Replies are listed 'Best First'.
Re: Search and replace over line break
by almut (Canon) on Mar 12, 2010 at 16:48 UTC

    As long as you can guarantee that the substring to match will not extend over more than two lines, you could use a two-line sliding buffer that you apply the substitution to, but then split again before outputting (so you won't get everything twice):

    #!/usr/bin/perl use strict; use warnings; my $prev = ""; my $done = 0; while (<DATA>) { # sliding two-line buffer $_ = $prev.$_; # get rid of middle newline, so it doesn't interfere with match s/\n//; s/<\?string\?>/<xxx>/g; # split buf # first part will be output, second part kept # for joining with next input line ($_, $prev) = unpack "a".length($prev)."a*", $_; print "$_\n" if 2 .. $done; # corner case: have last line be printed as well if (eof and !$done++) { $_ = ""; redo } } __DATA__ hello there this is a bad <?string?> that we need to take away. Here is another bad <?st ring?> that needs to go too.

    Output:

    hello there this is a bad <xxx> that we need to take away. Here is another bad <xxx > that needs to go too.
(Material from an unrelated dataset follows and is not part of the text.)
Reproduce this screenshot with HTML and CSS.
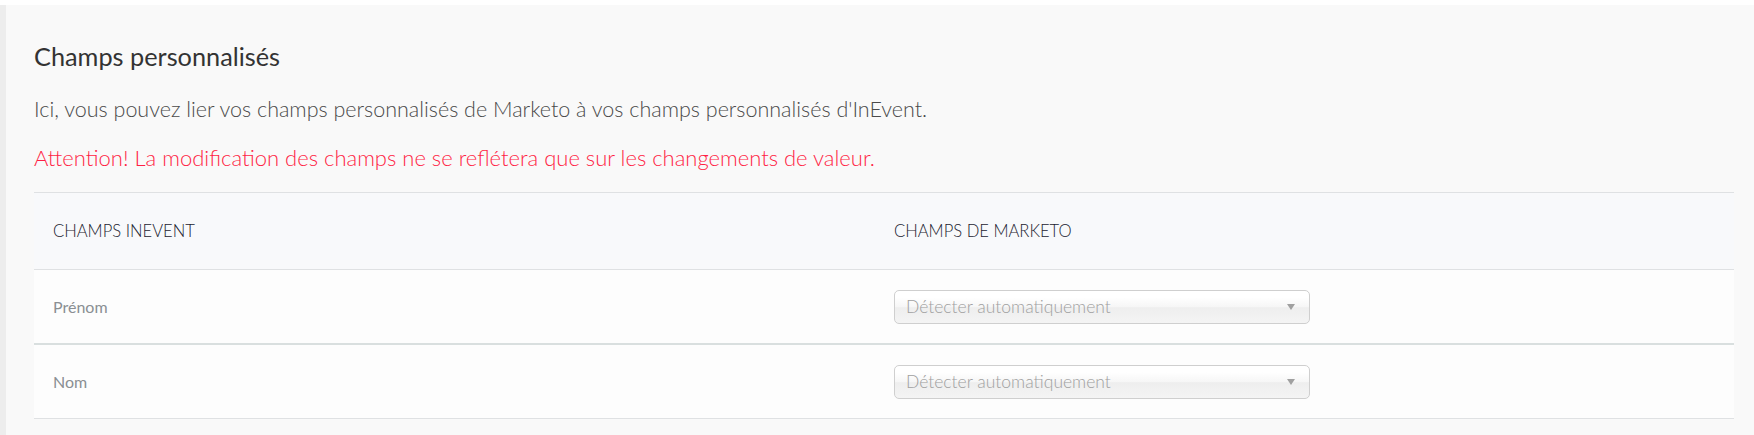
FILE: index.html
```html
<!DOCTYPE html>
<html lang="fr">
<head>
<meta charset="utf-8">
<title>Champs personnalisés</title>
<link rel="stylesheet" href="styles.css">
</head>
<body>
<div class="page">
  <section class="panel">
    <h2 class="title">Champs personnalisés</h2>
    <p class="desc">Ici, vous pouvez lier vos champs personnalisés de Marketo à vos champs personnalisés d'InEvent.</p>
    <p class="warn">Attention! La modification des champs ne se reflétera que sur les changements de valeur.</p>
    <div class="table">
      <div class="row head">
        <div class="cell">CHAMPS INEVENT</div>
        <div class="cell">CHAMPS DE MARKETO</div>
      </div>
      <div class="row body thick">
        <div class="cell label">Prénom</div>
        <div class="cell">
          <div class="select"><span>Détecter automatiquement</span><i class="arrow"></i></div>
        </div>
      </div>
      <div class="row body">
        <div class="cell label">Nom</div>
        <div class="cell">
          <div class="select"><span>Détecter automatiquement</span><i class="arrow"></i></div>
        </div>
      </div>
    </div>
  </section>
</div>
</body>
</html>
```
FILE: styles.css
```css
* { box-sizing: border-box; }
html, body { margin: 0; padding: 0; background: #ffffff; }
body { font-family: Lato, "Open Sans", "Liberation Sans", sans-serif; }
.page {
  padding-top: 5px;
  height: 435px;
  overflow: hidden;
}
.panel {
  border-left: 6px solid #ededed;
  background: #f9f9f9;
  padding: 36px 20px 0 28px;
  height: 430px;
}
.title {
  margin: 0 0 26px 0;
  font-size: 25.3px;
  line-height: 30px;
  font-weight: 400;
  color: #333333;
}
.desc {
  margin: 0 0 23px 0;
  font-size: 21.5px;
  line-height: 25px;
  font-weight: 300;
  color: #4a4a4a;
}
.warn {
  margin: 0 0 22px 0;
  font-size: 22px;
  line-height: 25px;
  font-weight: 300;
  color: #ff1f45;
}
.table {
  border-top: 1px solid #dfe1e3;
}
.row {
  display: grid;
  grid-template-columns: 841px 1fr;
  align-items: center;
  border-bottom: 1px solid #dfe1e3;
}
.row.head {
  height: 77px;
  background: #f8f9fb;
  font-size: 16.6px;
  font-weight: 300;
  color: #1c2430;
}
.row.body {
  height: 74px;
  background: #fdfdfd;
}
.row.thick {
  height: 75px;
  border-bottom: 2px solid #d9dfdf;
}
.cell { padding-left: 19px; }
.label {
  font-size: 16px;
  color: #8a8f93;
}
.select {
  width: 416px;
  height: 34px;
  border: 1px solid #cfcfcf;
  border-radius: 5px;
  background: linear-gradient(#ffffff 20%, #f6f6f6 50%, #eeeeee 52%, #f4f4f4 100%);
  display: flex;
  align-items: center;
  justify-content: space-between;
  padding: 0 14px 0 11px;
  font-size: 17.5px;
  font-weight: 300;
  color: #a0a0a0;
}
.arrow {
  width: 0;
  height: 0;
  border-left: 4px solid transparent;
  border-right: 4px solid transparent;
  border-top: 6px solid #a0a0a0;
}
```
    As you can see, line breaks may be occur anywhere in the middle of the substitution. If that's a problem, you'd have to modify the logic of splitting the sliding buffer (which can get tricky...).

    (There may be corner cases I've overlooked, but you get idea...)

Re: Search and replace over line break
by Svante (Sexton) on Mar 12, 2010 at 12:34 UTC

    If there is a newline in your search string, where do you want that newline to appear in your replacement string?

    By the way, seeing as you put <> around your strings: *stern look* you are not trying to parse XML or HTML with regular expressions, are you?

      I am trying to parse XML with regular expressions - not a good idea ? It's DITA actually - but that's XML also. Tell me if this is a bad idea - the issue I'm working on is fixing up some XML files that have a whole list of "bad" tags - mostly removing them, but sometime having to replace them with something else.

        XML is not a regular language (please note that "regular" has a specific meaning with regard to a language; look it up if you do not know what this means). Therefore, you cannot generally parse it with a regular expression.

        Take an XML library that fits your need. Here are some descriptions of such.